Roger Ebert Home

Freeway

Ebert Thumbs Up

If Little Red Riding Hood were alive today, she would find that the wolves are bigger and badder, and she'd need to be a lot more resourceful to stay alive. That is the lesson (if it has a lesson) of "Freeway,'' a dark comic excursion into deranged pathology. The movie retells the Grimm fairy tale in a world of poor white trash, sexual abuse, drug addiction and the "I-5 Killer,'' who prowls the freeways in search of victims.

Written and directed by Matthew Bright, who wrote the teenagers-in-trouble saga "Gun Crazy,'' it plays like a cross between the deadpan docudrama of "Henry: Portrait of a Serial Killer" and the berserk revenge fantasy of "Switchblade Sisters." It seems aimed at people who loved "Pulp Fiction" and have strong stomachs. Like it or hate it (or both), you have to admire its skill, and the over-the-top virtuosity of Reese Witherspoon and Kiefer Sutherland as the girl and the wolf.

The opening scenes play like updated Dickens, in which warped outlaws inhabit a lair. The heroine, Vanessa (Witherspoon), is struggling, at 15, to sound out such sentences as "The cat drinks milk.'' After school she meets her mother Ramona (Amanda Plummer) on the corner where she works as a hooker. They return home to Ramona's current husband, Larry (Michael T. Weiss), a stepdad, who complains: "Hey, me and your momma both spent the whole day in line getting rent vouchers, and we could use a little consideration.'' The family idyll is interrupted by a narcotics raid. The cops share a little family history: "There's some bad blood between your mom and grandma, on account of she threw a chemical on her face or something.'' The parents are taken to jail, and a youth officer is assigned to take Vanessa to a youth home; thinking quickly, she handcuffs the officer to the bed, steals the cop's car and hits the road--on her way to grandmother's house, of course. She packs a handgun given her by her boyfriend (Bokeem Woodbine).

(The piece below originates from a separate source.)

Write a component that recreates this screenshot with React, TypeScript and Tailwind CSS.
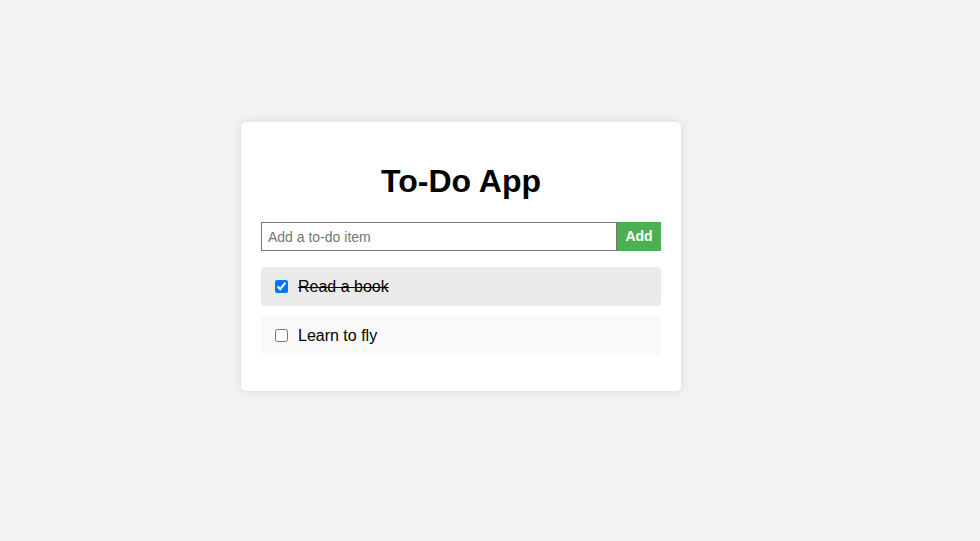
import { useState } from "react"

type Todo = {
  id: number
  text: string
  done: boolean
}

export default function App() {
  const [todos, setTodos] = useState<Todo[]>([
    { id: 1, text: "Read a book", done: true },
    { id: 2, text: "Learn to fly", done: false },
  ])
  const [value, setValue] = useState("")

  const addTodo = () => {
    if (!value.trim()) return
    setTodos([...todos, { id: Date.now(), text: value.trim(), done: false }])
    setValue("")
  }

  const toggle = (id: number) => {
    setTodos(todos.map((t) => (t.id === id ? { ...t, done: !t.done } : t)))
  }

  return (
    <div className="min-h-screen bg-[#f2f2f2] pt-[122px] pl-[241px] font-['Liberation_Sans',Arial,sans-serif] text-black">
      <div className="w-[440px] rounded-[5px] bg-white p-5 shadow-[0_0_10px_rgba(0,0,0,0.1)]">
        <h1 className="mt-[21px] mb-[22px] text-center text-[32px] leading-[37px] font-bold">To-Do App</h1>

        <div className="flex">
          <input
            type="text"
            value={value}
            onChange={(e) => setValue(e.target.value)}
            placeholder="Add a to-do item"
            className="h-[29px] flex-1 border border-[#767676] px-[6px] text-[14px] placeholder:text-[#757575] outline-none"
          />
          <button
            onClick={addTodo}
            className="h-[29px] w-[44px] bg-[#4caf50] text-[14px] font-bold text-white"
          >
            Add
          </button>
        </div>

        <ul className="mt-4 mb-4">
          {todos.map((todo) => (
            <li
              key={todo.id}
              className={`mb-[10px] flex items-center rounded-[4px] p-[10px] text-[16px] leading-[18px] last:mb-0 ${
                todo.done ? "bg-[#eaeaea]" : "bg-[#f9f9f9]"
              }`}
            >
              <input
                type="checkbox"
                checked={todo.done}
                onChange={() => toggle(todo.id)}
                className="mt-[3px] mr-[3px] mb-[3px] ml-[4px] h-[13px] w-[13px]"
              />
              <span className={`ml-[7px] ${todo.done ? "line-through" : ""}`}>{todo.text}</span>
            </li>
          ))}
        </ul>
      </div>
    </div>
  )
}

After the car catches on fire, she's befriended by Bob Wolverton (Sutherland), who has all the right moves to sound like a helpful child psychologist. Vanessa confides in him ("It looks like my stepfather's next parole officer ain't even been born yet'') and opens her cheap wallet to show him a snapshot of her real father (the photo is of Richard Speck). Bob treats her to dinner and an attempted sexual assault, and chops off her ponytail before she asks if Jesus is his savior, empties the handgun into him and throws up. She sees a shooting star, a sign from heaven that she did the right thing, and crosses the border into Mexico, where she works as a hooker in Tijuana until she's arrested.

Am I giving away too much of the plot? Not at all. There's a lot more. And "Freeway'' isn't about what happens as much as it is about Bright's angle on the material; this is like a story based on the most disquieting and disgusting experiences of the most hapless guests on the sleaziest daytime talk shows.

Sutherland, who has played great villains before, outdoes himself this time. Turns out he was not killed by the gunshot wounds, but only wounded in all the most inconvenient places. The doctors patch him together into a Halloween monster whose face was shot away, who can hardly speak, who smokes through a hole in his throat, and whose other infirmities and amputations are too distressing to catalog. Backed by his all- American wife Mimi (Brooke Shields--yes, Brooke Shields), he appears on television to lead a campaign against coddling such human garbage as Vanessa. Of course Mimi does not know Bob is the I-5 Killer.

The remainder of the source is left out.